Over the last four games, the Washington Capitals have given up 19 goals, more than during any other four-game stretch this season. It comes as no surprise that a team so heavily dependent on defensive play has lost three of the four.

Until they faced the New York Islanders Dec. 4, the Capitals had yielded five or more goals only three times in 24 games. But they lost that night, 6-4, and after a 10-3 blowout of lowly Los Angeles, they have dropped 5-4 decisions to Calgary and Hartford.

"I'm very concerned," said Coach Bryan Murray. "The last couple of games we've given up 10 goals. A couple came in one-on-one situations, where a guy was clearly beaten and a goal was scored.

"The other part is that we don't get the puck going and we have trouble getting out of our end. It's not just the defense, but the forwards not helping out. It keeps everybody on their heels instead of getting a good flow."

Part of the problem relates to the use of inexperienced defensemen in place of ailing Rod Langway and Greg Smith. But another negative has been the inability of Larry Murphy to repeat his efforts of last season, when he was rated the third-best defenseman in the NHL and led the Capitals in scoring and plus-minus.

Murphy also was an important factor in Canada's emotional victory over the Soviet Union in the Canada Cup. He was expected to be a dominant force for the Capitals this year, but it has not happened.

Since Murphy was struck in the face by a puck during the 4-2 victory over Edmonton Dec. 1, he has been particularly ineffective.

Against Los Angeles, he was stripped of the puck and Bernie Nicholls scored shorthanded on the ensuing breakaway.

Against Calgary, Murphy was caught up ice during a penalty-killing situation, helping the Flames score the goal that pulled them within 3-2.

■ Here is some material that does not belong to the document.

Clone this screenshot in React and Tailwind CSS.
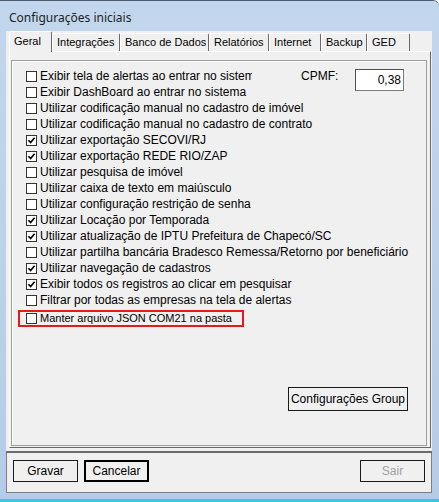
import React, { useState } from 'react';

const tabs = [
  { label: 'Geral', w: 'w-[43px]' },
  { label: 'Integrações', w: 'w-[68px]' },
  { label: 'Banco de Dados', w: 'w-[89px]' },
  { label: 'Relatórios', w: 'w-[60px]' },
  { label: 'Internet', w: 'w-[52px]' },
  { label: 'Backup', w: 'w-[46px]' },
  { label: 'GED', w: 'w-[43px]' },
];

const options = [
  { label: 'Exibir tela de alertas ao entrar no sistema', checked: false },
  { label: 'Exibir DashBoard ao entrar no sistema', checked: false },
  { label: 'Utilizar codificação manual no cadastro de imóvel', checked: false },
  { label: 'Utilizar codificação manual no cadastro de contrato', checked: false },
  { label: 'Utilizar exportação SECOVI/RJ', checked: true },
  { label: 'Utilizar exportação REDE RIO/ZAP', checked: true },
  { label: 'Utilizar pesquisa de imóvel', checked: false },
  { label: 'Utilizar caixa de texto em maiúsculo', checked: false },
  { label: 'Utilizar configuração restrição de senha', checked: false },
  { label: 'Utilizar Locação por Temporada', checked: true },
  { label: 'Utilizar atualização de IPTU Prefeitura de Chapecó/SC', checked: true },
  { label: 'Utilizar partilha bancária Bradesco Remessa/Retorno por beneficiário', checked: false },
  { label: 'Utilizar navegação de cadastros', checked: true },
  { label: 'Exibir todos os registros ao clicar em pesquisar', checked: true },
  { label: 'Filtrar por todas as empresas na tela de alertas', checked: false },
];

function CheckBox({ checked, onChange }) {
  return (
    <span
      onClick={onChange}
      className="w-[11px] h-[11px] shrink-0 border border-[#333333] bg-white flex items-center justify-center"
    >
      {checked && (
        <svg width="9" height="9" viewBox="0 0 9 9">
          <path d="M1.5 4.2 L3.6 6.5 L7.6 1.8" fill="none" stroke="#000" strokeWidth="1.7" />
        </svg>
      )}
    </span>
  );
}

function WinButton({ children, isDefault, disabled, className = '' }) {
  return (
    <button
      type="button"
      disabled={disabled}
      className={`h-[22px] bg-[#f0f0f0] text-[12px] ${
        isDefault ? 'border-2 border-black' : 'border border-[#1a1a1a]'
      } ${disabled ? 'text-[#a0a0a0]' : 'text-black'} ${className}`}
    >
      {children}
    </button>
  );
}

export default function App() {
  const [checks, setChecks] = useState(options.map(o => o.checked));
  const [keepJson, setKeepJson] = useState(false);
  const [activeTab, setActiveTab] = useState(0);

  const toggle = (i) => setChecks(c => c.map((v, j) => (j === i ? !v : v)));

  return (
    <div
      className="w-[439px] h-[502px] bg-gradient-to-b from-[#c2d7ee] to-[#b4cce8] border-t border-[#4a5b70] rounded-tr-[6px] flex flex-col text-black"
      style={{ fontFamily: '"Liberation Sans", Arial, sans-serif' }}
    >
      {/* title bar */}
      <div className="h-[30px] pl-[9px] pt-[8px] text-[12px] text-[#1e1e1e]" style={{ fontFamily: '"Noto Sans", sans-serif' }}>
        Configurações iniciais
      </div>

      {/* client area */}
      <div className="ml-[6px] mr-[7px] bg-[#f0f0f0] flex flex-col">
        {/* tab strip */}
        <div className="h-[20px] pl-[3px] flex items-end">
          {tabs.map((t, i) => (
            <div
              key={t.label}
              onClick={() => setActiveTab(i)}
              className={`${t.w} pl-[4px] text-[11px] leading-[17px] whitespace-nowrap border-l border-t border-r border-l-white border-t-white border-r-[#696969] rounded-t-[2px] ${
                i === activeTab ? 'h-[21px] pt-[1px] -mb-[1px] bg-[#f0f0f0] relative z-10' : 'h-[18px] bg-[#f0f0f0]'
              }`}
            >
              {t.label}
            </div>
          ))}
        </div>

        {/* tab panel */}
        <div className="ml-[3px] mr-[1px] h-[397px] border border-t-white border-l-white border-r-[#696969] border-b-[#696969] flex flex-col">
          <div className="mt-[8px] ml-[1px] mr-[3px] h-[386px] border border-[#a0a0a0] shadow-[inset_1px_1px_0_#ffffff] flex flex-col text-[12px]">
            <div className="pt-[7px] pl-[14px] flex flex-col">
              {options.map((o, i) => (
                <div key={o.label} className="h-[16px] flex items-center">
                  <CheckBox checked={checks[i]} onChange={() => toggle(i)} />
                  {i === 0 ? (
                    <>
                      <span className="ml-[3px] w-[212px] shrink-0 overflow-hidden whitespace-nowrap">{o.label}</span>
                      <span className="ml-[49px] w-[54px] shrink-0">CPMF:</span>
                      <input
                        defaultValue="0,38"
                        className="mt-[7px] w-[49px] h-[22px] shrink-0 bg-white border border-[#7a7a7a] border-t-[#505050] border-l-[#505050] text-right pr-[2px] text-[12px] outline-none"
                      />
                    </>
                  ) : (
                    <span className="ml-[3px] whitespace-nowrap">{o.label}</span>
                  )}
                </div>
              ))}
              <div className="mt-[2px] -ml-[8px] w-[226px] h-[17px] border-2 border-[#e31b1b] pl-[6px] flex items-center">
                <CheckBox checked={keepJson} onChange={() => setKeepJson(v => !v)} />
                <span className="ml-[3px] whitespace-nowrap text-[11px]">Manter arquivo JSON COM21 na pasta</span>
              </div>
            </div>

            <div className="flex-1" />
            <div className="flex justify-end mr-[18px] mb-[34px]">
              <WinButton className="w-[120px] h-[24px]">Configurações Group</WinButton>
            </div>
          </div>
        </div>

        {/* separator + bottom bar */}
        <div className="mt-[3px] h-[2px] bg-[#6b6b6b]" />
        <div className="h-[40px] border-l border-r border-b border-[#7f7f7f] flex items-center px-[6px] pb-[4px]">
          <WinButton className="w-[65px]">Gravar</WinButton>
          <WinButton isDefault className="w-[65px] ml-[6px]">Cancelar</WinButton>
          <WinButton disabled className="w-[65px] ml-auto">Sair</WinButton>
        </div>
      </div>

      <div className="flex-1" />
      <div className="h-[3px] bg-[#36c8de]" />
    </div>
  );
}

Wednesday in Hartford, Murphy was on the ice for four of the Whalers' five goals. Although he was not specifically responsible for any of them, he admitted he had not turned in a very good performance.

"I'm not too satisfied with the way it's gone lately," Murphy said. "No one likes to go through hard times. I just go out every game hoping to turn things around."

Murray has talked with Murphy about the dropoff in play and the coach has no ready answer, but he does cite a few possibilities.

"Larry hasn't played as well as he can, and has to, play for us," Murray said. "He's a keynote for our hockey team, because he does such good things offensively. I think not playing with a regular partner the last few games has been a factor.

"Larry needs a guy with wheels to work with him, a guy like Scott {Stevens} who can get him the puck and who can do something when Larry gives him the puck.

"Since he was hit in the eye, he's been playing a little hesitant. It's taken away from his level of emotion. He needs to be pumped up out there."

For all of his problems, if Murphy had played at his current level a few years ago, most observers would have been satisfied. He is second on the team in scoring with 27 points, just one in back of Stevens, and his minus-one rating is a mere tick behind the rest of the defensemen.

However, after last season's heroics, Murphy and everyone else expect much more.

Capitals Notes: Smith hopes to return Saturday after suffering a bruised larynx when he took a stick in the throat Dec. 1. He has skated twice and said, softly and with difficulty, "Breathing is still a bit of a problem, but it's much better than it was. If the doctor gives me the okay, I'm ready." . . . Goaltender Pete Peeters has recovered from a strained knee ligament and most likely will start against Chicago Saturday . . . Alain Raymond returned to Fort Wayne yesterday. Although he was the loser in Hartford Wednesday, Raymond played very well in relief of Clint Malarchuk. "I'm happy I got a chance to play," Raymond said. "That should help me when I come back."